Beyond linking: the challenge and opportunity of citation

Louis Menand's The End Matter, in this week's New Yorker, is one of the funniest articles I've read in years. The lead is priceless:

It is 2:30 a.m. of a Monday, spring semester, 1983. Things are looking extremely good. Forty-eight hours of high-intensity stack work and some inspired typing have produced the thirty-page final paper for Modern European History (Mr. Blague, MW 9-10) that you were supposed to be working on all semester but that an unfortunate dispute involving a car, which, as you have repeatedly pointed out, really wasn't in such good shape when you borrowed it, has prevented you from giving the time and attention you sincerely intended.

[The New Yorker: The Critics: Books: End Matter]
The Chicago Manual of Style and Microsoft Word receive equal attention in this ferocious satire. In this excerpt, they conspire to make citation of web content particularly vexing:
On the aggravating business of citing a Web page, Chicago recommends giving the entire URL, usually in addition to any print data (journal volume number, year, page range, and so on), plus a "descriptive locator" (where to find the quotation on the screen, since electronic editions sometimes do not paginate), plus the date accessed. This can make for a very long note. Here is one of the samples the "Manual" offers, as it would appear if you reproduced it in Word:
Hlatky, M. A., D. Boothroyd, E. Vittinghoff, P. Sharp, and M. A. Whooley. 2002. Quality-of-life and depressive symptoms in postmenopausal women after receiving hormone therapy: Results from the Heart and Estrogen/Progestin Replacement Study (HERS) trial. Journal of the American Medical Association 287, no. 5 (February 6), http://jama.ama-assn.org/issues/v287n5/rfull/joc10108.html#aainfo (accessed January 7, 2002).
Try to prevent Word from doing that blue thing to whatever it recognizes as a hyperlink. There is undoubtedly a way to reset this, but it is deep within the bowels of the machine, guarded by dozens of angry pop-ups.
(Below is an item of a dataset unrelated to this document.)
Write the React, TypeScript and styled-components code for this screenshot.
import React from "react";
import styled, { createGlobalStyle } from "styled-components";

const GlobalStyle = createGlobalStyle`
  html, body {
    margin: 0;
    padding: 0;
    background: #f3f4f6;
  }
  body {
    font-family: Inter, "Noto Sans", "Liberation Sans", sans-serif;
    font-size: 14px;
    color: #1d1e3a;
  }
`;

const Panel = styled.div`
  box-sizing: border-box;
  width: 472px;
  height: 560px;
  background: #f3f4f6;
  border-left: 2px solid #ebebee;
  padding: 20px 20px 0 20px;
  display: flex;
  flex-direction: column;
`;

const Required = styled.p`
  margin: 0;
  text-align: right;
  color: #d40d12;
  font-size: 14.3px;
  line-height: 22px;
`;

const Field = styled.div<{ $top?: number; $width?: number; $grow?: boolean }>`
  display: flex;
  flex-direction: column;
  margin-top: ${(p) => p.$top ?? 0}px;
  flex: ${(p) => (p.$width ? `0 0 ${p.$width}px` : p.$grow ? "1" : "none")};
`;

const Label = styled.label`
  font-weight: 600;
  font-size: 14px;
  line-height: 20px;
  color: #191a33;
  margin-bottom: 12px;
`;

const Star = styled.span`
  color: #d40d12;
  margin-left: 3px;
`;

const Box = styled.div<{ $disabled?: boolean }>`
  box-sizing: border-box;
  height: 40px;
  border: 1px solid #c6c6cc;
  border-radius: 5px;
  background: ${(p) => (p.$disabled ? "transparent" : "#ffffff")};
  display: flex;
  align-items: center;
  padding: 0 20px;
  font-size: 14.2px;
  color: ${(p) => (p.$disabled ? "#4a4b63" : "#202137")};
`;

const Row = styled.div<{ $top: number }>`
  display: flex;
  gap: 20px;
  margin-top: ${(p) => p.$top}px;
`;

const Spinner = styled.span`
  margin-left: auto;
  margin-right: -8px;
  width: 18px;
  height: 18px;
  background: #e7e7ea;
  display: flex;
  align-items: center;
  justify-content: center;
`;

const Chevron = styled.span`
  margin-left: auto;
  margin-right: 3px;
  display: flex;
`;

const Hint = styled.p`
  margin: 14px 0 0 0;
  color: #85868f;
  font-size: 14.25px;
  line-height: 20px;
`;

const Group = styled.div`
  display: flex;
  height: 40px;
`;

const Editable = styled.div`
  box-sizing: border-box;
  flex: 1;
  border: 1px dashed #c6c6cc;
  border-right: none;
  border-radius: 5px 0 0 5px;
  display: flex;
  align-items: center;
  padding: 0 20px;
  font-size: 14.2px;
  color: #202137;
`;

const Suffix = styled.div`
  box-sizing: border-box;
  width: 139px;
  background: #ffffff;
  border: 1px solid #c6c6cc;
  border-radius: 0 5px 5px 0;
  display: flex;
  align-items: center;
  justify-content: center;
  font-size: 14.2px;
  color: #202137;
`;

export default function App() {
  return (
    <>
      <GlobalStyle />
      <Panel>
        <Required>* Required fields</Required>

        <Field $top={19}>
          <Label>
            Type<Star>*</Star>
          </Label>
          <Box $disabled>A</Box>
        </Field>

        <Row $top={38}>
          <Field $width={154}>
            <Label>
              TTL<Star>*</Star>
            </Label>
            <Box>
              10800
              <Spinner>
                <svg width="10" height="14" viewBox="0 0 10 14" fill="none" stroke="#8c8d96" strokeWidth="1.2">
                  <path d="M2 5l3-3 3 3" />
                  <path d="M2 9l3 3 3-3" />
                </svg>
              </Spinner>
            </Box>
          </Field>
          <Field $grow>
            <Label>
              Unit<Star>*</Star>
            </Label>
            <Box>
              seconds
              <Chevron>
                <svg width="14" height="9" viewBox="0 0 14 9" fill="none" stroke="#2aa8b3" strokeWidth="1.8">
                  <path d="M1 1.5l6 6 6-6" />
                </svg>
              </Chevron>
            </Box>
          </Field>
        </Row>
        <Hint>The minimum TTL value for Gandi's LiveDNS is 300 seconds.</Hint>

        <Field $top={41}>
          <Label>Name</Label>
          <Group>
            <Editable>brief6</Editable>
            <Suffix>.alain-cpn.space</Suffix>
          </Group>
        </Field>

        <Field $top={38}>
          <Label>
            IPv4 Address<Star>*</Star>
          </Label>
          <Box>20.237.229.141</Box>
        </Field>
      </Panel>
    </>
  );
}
It's a wonderful piece worth reading in full. And of course there's a serious point behind all the satire. The web came from scholars and is all about sharing knowledge. Citation is the conversational medium in which we do that. Links are powerful tools that we're still learning to use, but citation is about more than just linking. I'm becoming deeply interested in how we can publish fragments that are easy to cite and that, when cited, carry rich context with them. Phil Windley's quote bookmarklet is an example of what can be done. If you are running Mozilla and want to see a markup-preserving variation on that theme, select some text on this page and then click here. For best effect, sweep out a selection that crosses an element boundary, for example everything from "Windley's" through to "an example" in the sentence before the previous one. You should get this complete paragraph, a la Mozilla's right-click View Selection Source feature, plus some metadata.